Reference is hereby made to that certain Note Purchase Agreement dated as of February 26, 2010 (the “Note Purchase
Agreement”) between the Company and the purchasers listed on Schedule A thereto. All capitalized terms not otherwise defined herein shall have the same meaning as specified in the Note Purchase Agreement. Reference is further made to
Section 2.2(c)(2) of the Note Purchase Agreement which requires that, prior to the delivery of any Additional Notes, the Company and each Additional Purchaser shall execute and deliver a Supplement. 

The Company hereby agrees with the Purchaser(s) as follows: 

1.    The Company has authorized the issue and sale of
$             aggregate principal amount of its     % Series              Senior Secured Notes[, Tranche
    ,] due             , 20     (the “Series             
Notes”). The Series              Notes, together with the Series 2010-A Notes [and the Series
             Notes] initially issued pursuant to the Note Purchase Agreement and the
                     Supplement, respectively, and each series of Additional Notes which may from time to time hereafter be issued pursuant to the
provisions of Section 2.2 of the Note Purchase Agreement, are collectively referred to as the “Notes” (such term shall also include any such notes issued in substitution therefor pursuant to Section 13 of the Note Purchase
Agreement). The Series              Notes shall be substantially in the form set out in Exhibit 1 hereto with such changes therefrom, if any, as may be approved by the Purchaser(s) and the
Company. 
 2.    Subject to the terms and conditions hereof and as set forth in the Note Purchase Agreement and on the
basis of the representations and warranties hereinafter set forth, the Company will issue and sell to each Purchaser, at the Closing provided for in Section 3, and each Purchaser will purchase from the Company, Series
             Notes in the principal amount 

 specified opposite such Purchaser’s name in Schedule A hereto at a price of 100% of the principal
amount thereof. The obligations of each Purchaser hereunder are several and not joint obligations and no Purchaser shall have any obligation or any liability to any Person for the performance or nonperformance by any other Purchaser hereunder. 

3. The sale and purchase of the Series              Notes to be purchased by each
Purchaser shall occur at the offices of [Schiff Hardin LLP, 900 Third Avenue, 23rd Floor, New York, New York 10022] at 11:00 a.m. New York time, at a closing (the “Closing”) on
            , 20     or on such other Business Day thereafter on or prior to             ,
20     as may be agreed upon by the Company and the Purchasers.
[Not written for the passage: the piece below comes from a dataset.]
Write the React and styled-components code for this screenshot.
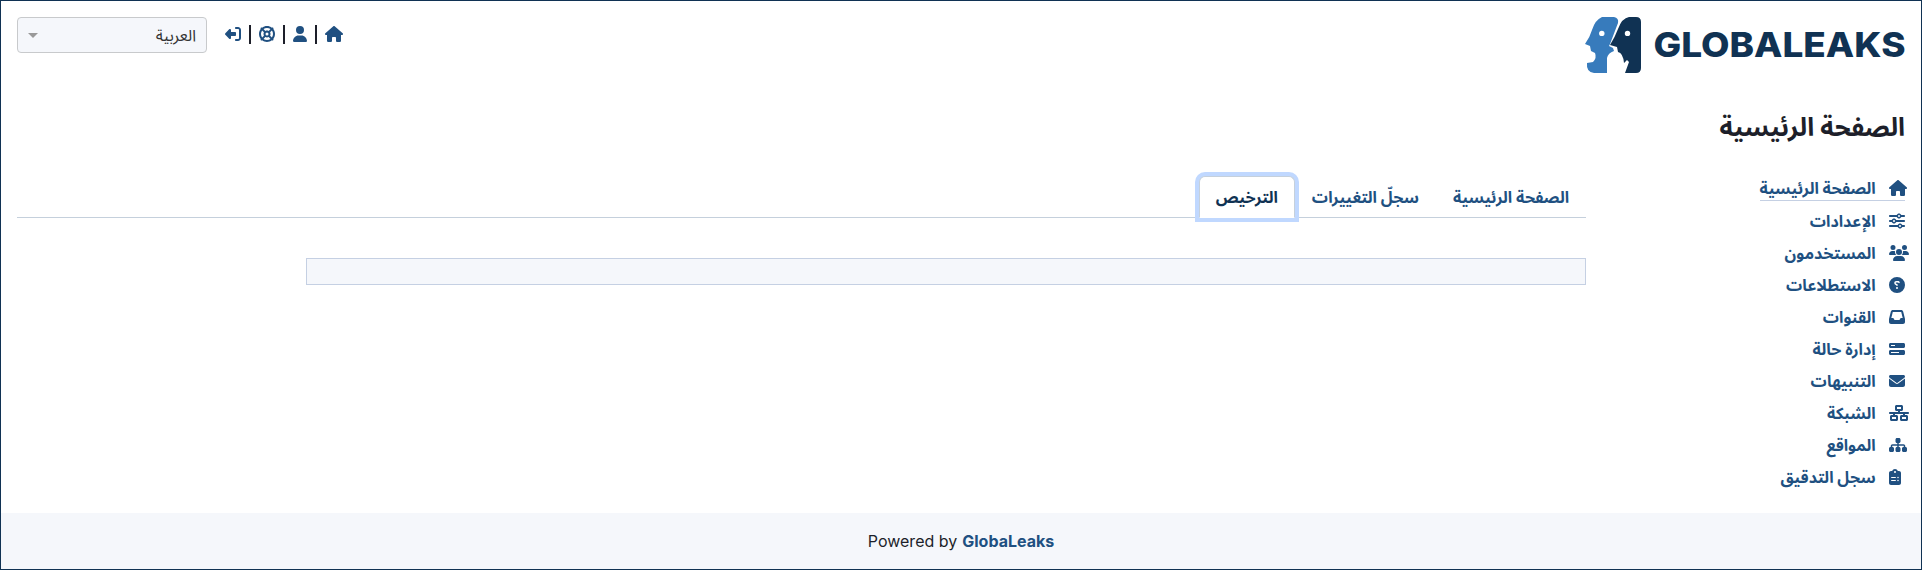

At the Closing, the Company will deliver to each Purchaser the Series              Notes to be purchased
by such Purchaser in the form of a single Series              Note (or such greater number of Series              Notes in
denominations of at least $100,000 as such Purchaser may request) dated the date of the Closing and registered in such Purchaser’s name (or in the name of such Purchaser’s nominee), against delivery by such Purchaser to the Company or its
order of immediately available funds in the amount of the purchase price therefor by wire transfer of immediately available funds for the account of the Company. If, at the Closing, the Company shall fail to tender such Series
             Notes to any Purchaser as provided above in this Section 3, or any of the conditions specified in Section 4 shall not have been fulfilled to any Purchaser’s
satisfaction, such Purchaser shall, at its election, be relieved of all further obligations under this Supplement, without thereby waiving any rights such Purchaser may have by reason of such failure or such nonfulfillment. 

4. The obligation of each Purchaser to purchase and pay for the Series
             Notes to be sold to such Purchaser at the Closing is subject to the fulfillment to such Purchaser’s satisfaction, prior to the Closing, of the conditions set forth in
Section 2.2(c) and Section 4 of the Note Purchase Agreement (each reference to “Closing Date” or “Closing” set forth therein shall be deemed to be a reference to the “Closing Date” or “Closing” of
the “Series              Notes”) with respect to the Series              Notes to be purchased at the Closing, and to
the following additional conditions: 
 (a) Except as supplemented, amended or superceded by the representations and
warranties set forth in Exhibit A hereto, each of the representations and warranties of the Company set forth in Section 5 of the Note Purchase Agreement shall be correct as of the date of the Closing and the Company shall have delivered to
each Purchaser an Officer’s Certificate, dated the date of the Closing, certifying that such condition has been fulfilled. 

(b) Contemporaneously with the Closing, the Company shall sell to each other Purchaser and each other Purchaser shall purchase
the Series              Notes to be purchased by it at the Closing as specified in Schedule A. 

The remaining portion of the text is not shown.